According to a report in The Boston Globe, Reebok will lay off about 150 employees, mainly at its Boston headquarters. The layoffs will take effect around February 28, when its acquisition by Authentic Brands Group (ABG) is scheduled to close.

Reebok has about 600 employees in Boston and about 4,200 worldwide.

The report said employees were informed of the layoffs by Reebok president Matt O’Toole during a Zoom call on January 19.

“It goes without saying that today has been a tough day,” O’Toole wrote in an e-mail shared with The Boston Globe. “And knowing this day was coming does not make the reality of it any easier.”

He said the layoffs are necessary to support an “entirely different operating model” under ABG. O’Toole emphasized that the company wanted to communicate the news to employees “as early as possible.”

Last August, Adidas reached an agreement to sell Reebok to ABG, which owns over 30 brands, for a total consideration of up to €2.1 billion, or about $2.5 billion. Adidas acquired Reebok in 2006.

While the acquisition has yet to be completed, ABG has made several moves to reposition Reebok for growth.

In early December, ABG signed a long-term strategic partnership with Sparc Group to become the core licensee and operating partner for Reebok in the U.S. Sparc, a joint venture between ABG and Simon Property Group, operates Aéropostale, Brooks Brothers, Eddie Bauer, Forever 21, Lucky Brand, and Nautica, among other brands. Sparc is ABG’s largest licensee.

Sparc will also serve as the global hub for the newly created Reebok Design Group (RDG), which will guide all of Reebok’s design, 

development, innovation, and creative services to partners worldwide.
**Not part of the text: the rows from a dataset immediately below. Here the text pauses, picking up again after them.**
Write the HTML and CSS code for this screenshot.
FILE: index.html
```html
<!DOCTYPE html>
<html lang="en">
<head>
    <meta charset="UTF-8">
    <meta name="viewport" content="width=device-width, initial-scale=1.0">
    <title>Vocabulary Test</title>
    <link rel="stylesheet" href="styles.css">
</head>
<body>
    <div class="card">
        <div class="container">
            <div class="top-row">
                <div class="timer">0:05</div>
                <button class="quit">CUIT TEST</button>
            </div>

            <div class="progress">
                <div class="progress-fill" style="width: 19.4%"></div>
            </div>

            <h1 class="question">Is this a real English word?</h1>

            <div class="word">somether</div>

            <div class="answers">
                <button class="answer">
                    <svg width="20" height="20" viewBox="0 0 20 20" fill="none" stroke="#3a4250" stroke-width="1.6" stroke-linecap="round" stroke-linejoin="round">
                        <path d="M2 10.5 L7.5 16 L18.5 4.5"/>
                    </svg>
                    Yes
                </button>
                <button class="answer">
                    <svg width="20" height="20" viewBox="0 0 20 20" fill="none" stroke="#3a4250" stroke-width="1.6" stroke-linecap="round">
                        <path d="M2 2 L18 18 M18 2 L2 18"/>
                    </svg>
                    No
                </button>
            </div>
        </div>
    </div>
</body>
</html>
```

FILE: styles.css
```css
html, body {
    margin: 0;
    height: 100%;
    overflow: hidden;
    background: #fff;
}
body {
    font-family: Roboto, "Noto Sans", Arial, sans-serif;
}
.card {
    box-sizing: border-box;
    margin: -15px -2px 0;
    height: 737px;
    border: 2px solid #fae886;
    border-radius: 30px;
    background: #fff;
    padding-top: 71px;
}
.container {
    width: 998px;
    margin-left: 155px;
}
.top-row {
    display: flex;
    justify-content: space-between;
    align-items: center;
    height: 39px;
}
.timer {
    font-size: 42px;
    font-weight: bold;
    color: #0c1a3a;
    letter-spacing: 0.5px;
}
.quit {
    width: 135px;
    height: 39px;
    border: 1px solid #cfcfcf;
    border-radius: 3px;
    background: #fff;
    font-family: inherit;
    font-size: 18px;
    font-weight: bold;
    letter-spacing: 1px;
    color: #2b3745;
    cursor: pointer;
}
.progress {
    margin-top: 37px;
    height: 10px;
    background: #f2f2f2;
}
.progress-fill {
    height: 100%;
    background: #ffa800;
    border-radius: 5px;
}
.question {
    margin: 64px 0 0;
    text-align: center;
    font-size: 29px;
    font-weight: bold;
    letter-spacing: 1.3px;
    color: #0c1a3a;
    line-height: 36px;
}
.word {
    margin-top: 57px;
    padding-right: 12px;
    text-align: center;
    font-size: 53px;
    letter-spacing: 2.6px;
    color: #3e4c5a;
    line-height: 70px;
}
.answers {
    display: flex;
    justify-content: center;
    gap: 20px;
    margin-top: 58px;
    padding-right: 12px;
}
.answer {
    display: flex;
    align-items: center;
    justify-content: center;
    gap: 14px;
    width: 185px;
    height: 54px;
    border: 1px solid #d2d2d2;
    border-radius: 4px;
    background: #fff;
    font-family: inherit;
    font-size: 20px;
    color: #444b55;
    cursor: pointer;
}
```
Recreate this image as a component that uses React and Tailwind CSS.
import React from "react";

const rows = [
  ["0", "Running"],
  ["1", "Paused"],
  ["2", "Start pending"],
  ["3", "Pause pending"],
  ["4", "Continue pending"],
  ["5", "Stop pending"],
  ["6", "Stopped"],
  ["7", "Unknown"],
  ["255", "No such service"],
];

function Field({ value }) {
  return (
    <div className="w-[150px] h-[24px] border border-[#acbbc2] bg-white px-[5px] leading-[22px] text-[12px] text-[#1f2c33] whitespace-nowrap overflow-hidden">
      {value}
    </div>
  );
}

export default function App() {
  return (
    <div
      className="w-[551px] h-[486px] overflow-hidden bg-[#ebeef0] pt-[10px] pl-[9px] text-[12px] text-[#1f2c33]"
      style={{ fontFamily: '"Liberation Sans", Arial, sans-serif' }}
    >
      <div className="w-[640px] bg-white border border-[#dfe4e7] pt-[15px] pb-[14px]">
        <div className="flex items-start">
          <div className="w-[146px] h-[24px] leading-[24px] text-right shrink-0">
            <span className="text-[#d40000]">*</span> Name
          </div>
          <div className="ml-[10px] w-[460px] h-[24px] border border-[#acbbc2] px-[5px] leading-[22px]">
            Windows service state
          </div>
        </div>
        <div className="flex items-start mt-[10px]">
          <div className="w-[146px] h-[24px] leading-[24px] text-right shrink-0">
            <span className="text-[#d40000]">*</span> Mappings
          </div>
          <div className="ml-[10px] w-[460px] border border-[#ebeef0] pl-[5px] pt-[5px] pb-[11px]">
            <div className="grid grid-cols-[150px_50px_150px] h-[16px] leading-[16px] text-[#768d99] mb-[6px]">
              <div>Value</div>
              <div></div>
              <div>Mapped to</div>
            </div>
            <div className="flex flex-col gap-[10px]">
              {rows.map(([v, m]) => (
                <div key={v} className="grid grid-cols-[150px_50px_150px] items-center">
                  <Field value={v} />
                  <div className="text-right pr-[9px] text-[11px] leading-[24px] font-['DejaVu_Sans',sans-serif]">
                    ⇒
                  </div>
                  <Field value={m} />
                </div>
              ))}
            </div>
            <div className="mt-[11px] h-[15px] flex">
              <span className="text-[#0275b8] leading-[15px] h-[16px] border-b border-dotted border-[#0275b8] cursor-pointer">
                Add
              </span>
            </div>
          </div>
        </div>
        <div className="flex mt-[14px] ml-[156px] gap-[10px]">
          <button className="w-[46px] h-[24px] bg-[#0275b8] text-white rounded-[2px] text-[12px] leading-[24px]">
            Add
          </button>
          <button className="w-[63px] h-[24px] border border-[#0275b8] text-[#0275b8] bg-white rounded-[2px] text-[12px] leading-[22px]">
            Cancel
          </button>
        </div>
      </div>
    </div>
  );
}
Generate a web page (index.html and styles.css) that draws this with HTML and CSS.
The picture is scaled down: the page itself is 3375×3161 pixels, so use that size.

These functions will continue to run out of Reebok’s global headquarters in Boston, led by O’Toole and SVP and GM of product, Todd Krinsky.

In a recent press release, Jamie Salter, CEO of ABG, said that he wanted to keep Reebok’s global operations in Boston to “preserve and nurture the brand’s heartbeat and unmistakable DNA.”

ABG has also signed partners to guide the Reebok brand in several other regions.

On December 20, ABG reached a long-term commitment for Reebok with JD Group, the UK-based parent of Finish Line, DTLR and Shoe Palace in the U.S. JD Group will expand assortments of Reebok in its more than 2,850 stores.

In a recent interview with Axios, Salter predicted Reebok’s sales would grow from $4 billion to $6 billion in 2023 and to $10 billion within five years. He told Axios that Adidas’ priority was and should have been growing the Adidas brand, and ABG would be in a better position to drive Reebok’s growth. He said, “What we want to see with Reebok is let’s let Reebok be Reebok. And we’re going to focus very big on the classic entertainment fashion side and then the other 50 percent on the athletic side.”

Salter noted that Reebok had already signed new partners worldwide, and “all of the numbers are coming in stronger than originally projected.”

Salter added, “It’s a perfect storm, right? Athletic is incredibly hot right now, so our timing was impeccable. I’d say that’s a little bit of luck as well, but we’re looking to grow Reebok into a $10 billion company over the next five years on an annualized basis. It’s a marquee in our portfolio, and we’re super excited about Reebok.”

ABG’s brands also include Eddie Bauer, Izod, Greg Norman, Spyder, Tretorn, Tapout, Prince, Volcom, Airwalk, and Vision Street Wear in the active lifestyle space. 

Other high-profile properties include Brooks Brothers, Barneys New York, Juicy Couture, Vince Camuto, Van Heusen, Sports Illustrated, and Forever 21.